===== Task material =====

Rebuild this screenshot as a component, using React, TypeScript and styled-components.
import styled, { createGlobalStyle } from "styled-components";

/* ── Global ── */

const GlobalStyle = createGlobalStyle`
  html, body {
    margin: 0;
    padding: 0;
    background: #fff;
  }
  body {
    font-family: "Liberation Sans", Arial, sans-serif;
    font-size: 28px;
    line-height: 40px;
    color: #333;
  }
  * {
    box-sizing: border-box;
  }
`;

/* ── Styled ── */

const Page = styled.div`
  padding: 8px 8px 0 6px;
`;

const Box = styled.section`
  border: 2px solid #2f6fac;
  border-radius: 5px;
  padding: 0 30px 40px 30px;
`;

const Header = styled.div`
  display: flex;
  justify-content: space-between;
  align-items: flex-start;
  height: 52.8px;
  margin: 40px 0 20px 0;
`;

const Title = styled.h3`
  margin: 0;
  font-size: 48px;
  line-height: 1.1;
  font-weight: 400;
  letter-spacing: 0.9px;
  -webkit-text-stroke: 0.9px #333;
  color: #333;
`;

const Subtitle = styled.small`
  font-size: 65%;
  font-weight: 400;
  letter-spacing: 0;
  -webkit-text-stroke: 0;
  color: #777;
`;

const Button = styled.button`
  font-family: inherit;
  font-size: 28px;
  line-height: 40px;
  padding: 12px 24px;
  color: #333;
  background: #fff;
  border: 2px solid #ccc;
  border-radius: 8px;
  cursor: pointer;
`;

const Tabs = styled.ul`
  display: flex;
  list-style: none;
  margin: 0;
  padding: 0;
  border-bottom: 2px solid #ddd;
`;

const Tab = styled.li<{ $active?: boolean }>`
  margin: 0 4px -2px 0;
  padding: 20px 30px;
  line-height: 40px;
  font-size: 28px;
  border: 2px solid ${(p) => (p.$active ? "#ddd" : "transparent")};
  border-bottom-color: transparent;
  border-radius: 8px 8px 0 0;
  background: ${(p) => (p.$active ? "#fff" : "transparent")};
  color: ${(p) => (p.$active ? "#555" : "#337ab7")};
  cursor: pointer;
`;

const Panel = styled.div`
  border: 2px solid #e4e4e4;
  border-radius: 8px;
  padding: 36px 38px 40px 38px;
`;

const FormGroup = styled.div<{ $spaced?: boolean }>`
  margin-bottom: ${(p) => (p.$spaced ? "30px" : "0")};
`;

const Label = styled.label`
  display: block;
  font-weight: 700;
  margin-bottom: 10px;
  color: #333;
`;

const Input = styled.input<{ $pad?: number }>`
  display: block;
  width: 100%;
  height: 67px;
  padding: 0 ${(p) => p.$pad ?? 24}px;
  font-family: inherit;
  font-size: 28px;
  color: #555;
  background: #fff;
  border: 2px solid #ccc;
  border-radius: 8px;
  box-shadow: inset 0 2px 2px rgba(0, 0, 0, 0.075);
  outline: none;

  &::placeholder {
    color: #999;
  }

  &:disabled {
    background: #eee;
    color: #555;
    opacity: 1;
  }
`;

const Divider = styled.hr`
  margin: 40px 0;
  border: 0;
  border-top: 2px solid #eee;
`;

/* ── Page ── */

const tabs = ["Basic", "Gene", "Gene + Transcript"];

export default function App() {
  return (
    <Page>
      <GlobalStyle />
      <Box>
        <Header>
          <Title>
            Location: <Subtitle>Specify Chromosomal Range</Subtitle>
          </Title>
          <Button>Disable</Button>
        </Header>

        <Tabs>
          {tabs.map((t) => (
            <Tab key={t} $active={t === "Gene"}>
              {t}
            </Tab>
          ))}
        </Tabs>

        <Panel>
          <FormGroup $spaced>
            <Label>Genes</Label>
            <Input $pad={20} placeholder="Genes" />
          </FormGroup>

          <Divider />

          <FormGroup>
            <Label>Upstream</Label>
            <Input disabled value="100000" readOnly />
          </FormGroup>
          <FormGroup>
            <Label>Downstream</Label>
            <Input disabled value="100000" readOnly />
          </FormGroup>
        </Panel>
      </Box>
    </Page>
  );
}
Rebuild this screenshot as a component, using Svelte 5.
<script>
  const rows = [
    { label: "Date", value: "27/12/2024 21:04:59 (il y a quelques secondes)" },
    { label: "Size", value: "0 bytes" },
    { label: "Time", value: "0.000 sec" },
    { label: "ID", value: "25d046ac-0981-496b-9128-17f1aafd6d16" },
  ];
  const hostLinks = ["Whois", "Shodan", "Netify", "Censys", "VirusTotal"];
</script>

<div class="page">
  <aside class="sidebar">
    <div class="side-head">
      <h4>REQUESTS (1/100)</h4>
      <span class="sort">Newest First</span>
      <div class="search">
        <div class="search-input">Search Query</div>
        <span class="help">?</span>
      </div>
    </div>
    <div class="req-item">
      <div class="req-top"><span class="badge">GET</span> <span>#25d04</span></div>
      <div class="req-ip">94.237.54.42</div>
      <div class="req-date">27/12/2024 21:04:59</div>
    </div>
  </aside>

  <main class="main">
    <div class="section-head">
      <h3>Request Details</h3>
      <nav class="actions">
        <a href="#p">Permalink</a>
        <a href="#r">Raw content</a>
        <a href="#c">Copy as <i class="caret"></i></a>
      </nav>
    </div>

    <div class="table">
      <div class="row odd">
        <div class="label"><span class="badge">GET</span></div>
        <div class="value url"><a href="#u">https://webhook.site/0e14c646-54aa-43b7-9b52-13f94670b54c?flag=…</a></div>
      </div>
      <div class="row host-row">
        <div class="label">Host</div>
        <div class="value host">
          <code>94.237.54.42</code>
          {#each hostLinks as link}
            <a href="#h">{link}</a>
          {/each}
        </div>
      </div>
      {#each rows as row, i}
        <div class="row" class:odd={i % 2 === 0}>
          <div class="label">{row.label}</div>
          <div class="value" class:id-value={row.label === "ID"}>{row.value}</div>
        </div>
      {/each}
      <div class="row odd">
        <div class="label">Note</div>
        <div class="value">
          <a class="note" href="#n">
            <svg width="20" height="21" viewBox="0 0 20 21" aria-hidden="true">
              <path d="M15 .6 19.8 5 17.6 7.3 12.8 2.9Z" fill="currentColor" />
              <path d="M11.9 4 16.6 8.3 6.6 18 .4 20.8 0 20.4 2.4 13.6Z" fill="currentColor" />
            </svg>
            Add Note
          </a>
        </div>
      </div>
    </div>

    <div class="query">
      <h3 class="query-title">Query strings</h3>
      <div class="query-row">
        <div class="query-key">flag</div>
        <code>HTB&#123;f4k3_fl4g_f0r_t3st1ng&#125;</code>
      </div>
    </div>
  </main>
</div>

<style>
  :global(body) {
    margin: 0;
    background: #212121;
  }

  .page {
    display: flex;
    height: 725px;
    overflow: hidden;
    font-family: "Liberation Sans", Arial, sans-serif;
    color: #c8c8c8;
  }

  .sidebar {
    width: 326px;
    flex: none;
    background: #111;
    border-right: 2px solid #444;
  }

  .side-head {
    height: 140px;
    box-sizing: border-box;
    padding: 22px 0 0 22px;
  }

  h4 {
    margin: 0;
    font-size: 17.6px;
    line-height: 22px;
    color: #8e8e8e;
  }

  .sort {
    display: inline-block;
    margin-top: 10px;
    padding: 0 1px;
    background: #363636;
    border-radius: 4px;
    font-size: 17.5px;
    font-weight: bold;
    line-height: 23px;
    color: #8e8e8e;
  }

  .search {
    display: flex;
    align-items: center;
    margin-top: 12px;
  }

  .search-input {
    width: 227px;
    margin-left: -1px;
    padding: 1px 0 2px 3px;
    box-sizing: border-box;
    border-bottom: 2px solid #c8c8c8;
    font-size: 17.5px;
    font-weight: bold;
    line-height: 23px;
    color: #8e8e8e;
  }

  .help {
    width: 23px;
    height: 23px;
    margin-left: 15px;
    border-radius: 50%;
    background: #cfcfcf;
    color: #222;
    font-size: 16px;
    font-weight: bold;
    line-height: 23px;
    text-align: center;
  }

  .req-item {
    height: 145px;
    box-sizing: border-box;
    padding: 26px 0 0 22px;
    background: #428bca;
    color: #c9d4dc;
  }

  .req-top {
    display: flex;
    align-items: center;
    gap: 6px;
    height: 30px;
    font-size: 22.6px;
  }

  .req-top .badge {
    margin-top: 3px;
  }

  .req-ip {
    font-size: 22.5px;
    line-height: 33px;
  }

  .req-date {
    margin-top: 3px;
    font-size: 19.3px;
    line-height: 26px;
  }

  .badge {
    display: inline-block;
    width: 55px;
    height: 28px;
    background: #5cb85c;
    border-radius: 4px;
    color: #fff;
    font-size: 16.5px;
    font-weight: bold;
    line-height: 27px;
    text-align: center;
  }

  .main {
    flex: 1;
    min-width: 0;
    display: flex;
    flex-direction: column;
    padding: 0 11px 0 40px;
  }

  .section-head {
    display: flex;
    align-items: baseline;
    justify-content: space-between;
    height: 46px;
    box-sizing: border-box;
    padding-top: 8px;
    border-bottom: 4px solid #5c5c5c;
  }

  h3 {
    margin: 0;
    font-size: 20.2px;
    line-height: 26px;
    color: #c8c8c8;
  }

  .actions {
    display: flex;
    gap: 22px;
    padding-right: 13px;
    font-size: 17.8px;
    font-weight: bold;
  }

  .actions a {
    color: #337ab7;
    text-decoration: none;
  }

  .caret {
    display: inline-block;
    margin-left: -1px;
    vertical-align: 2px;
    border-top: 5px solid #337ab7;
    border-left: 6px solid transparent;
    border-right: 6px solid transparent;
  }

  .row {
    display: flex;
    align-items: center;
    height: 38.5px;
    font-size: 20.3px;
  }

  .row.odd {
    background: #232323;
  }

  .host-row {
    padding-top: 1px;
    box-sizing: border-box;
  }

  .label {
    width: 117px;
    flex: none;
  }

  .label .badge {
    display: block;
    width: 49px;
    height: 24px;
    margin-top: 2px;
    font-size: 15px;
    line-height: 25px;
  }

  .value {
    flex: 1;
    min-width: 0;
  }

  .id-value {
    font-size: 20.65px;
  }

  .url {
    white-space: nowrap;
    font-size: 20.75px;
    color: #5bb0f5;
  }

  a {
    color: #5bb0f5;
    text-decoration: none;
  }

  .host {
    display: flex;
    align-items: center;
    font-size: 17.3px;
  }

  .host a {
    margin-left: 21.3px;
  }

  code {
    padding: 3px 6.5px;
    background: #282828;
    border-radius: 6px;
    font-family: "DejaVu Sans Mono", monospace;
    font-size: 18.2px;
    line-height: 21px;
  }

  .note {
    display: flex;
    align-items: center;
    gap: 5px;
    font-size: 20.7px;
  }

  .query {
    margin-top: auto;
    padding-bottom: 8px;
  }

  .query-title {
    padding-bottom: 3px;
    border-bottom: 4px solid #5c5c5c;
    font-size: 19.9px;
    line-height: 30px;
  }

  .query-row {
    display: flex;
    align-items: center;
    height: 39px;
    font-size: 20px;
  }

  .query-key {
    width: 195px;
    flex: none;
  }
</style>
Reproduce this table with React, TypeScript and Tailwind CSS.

=====

__Challenge__
Look above and return each line of the records exactly, from the very first through the line with "Global ── */", both included.

__Finished answer__
Rebuild this screenshot as a component, using React, TypeScript and styled-components.
import styled, { createGlobalStyle } from "styled-components";

/* ── Global ── */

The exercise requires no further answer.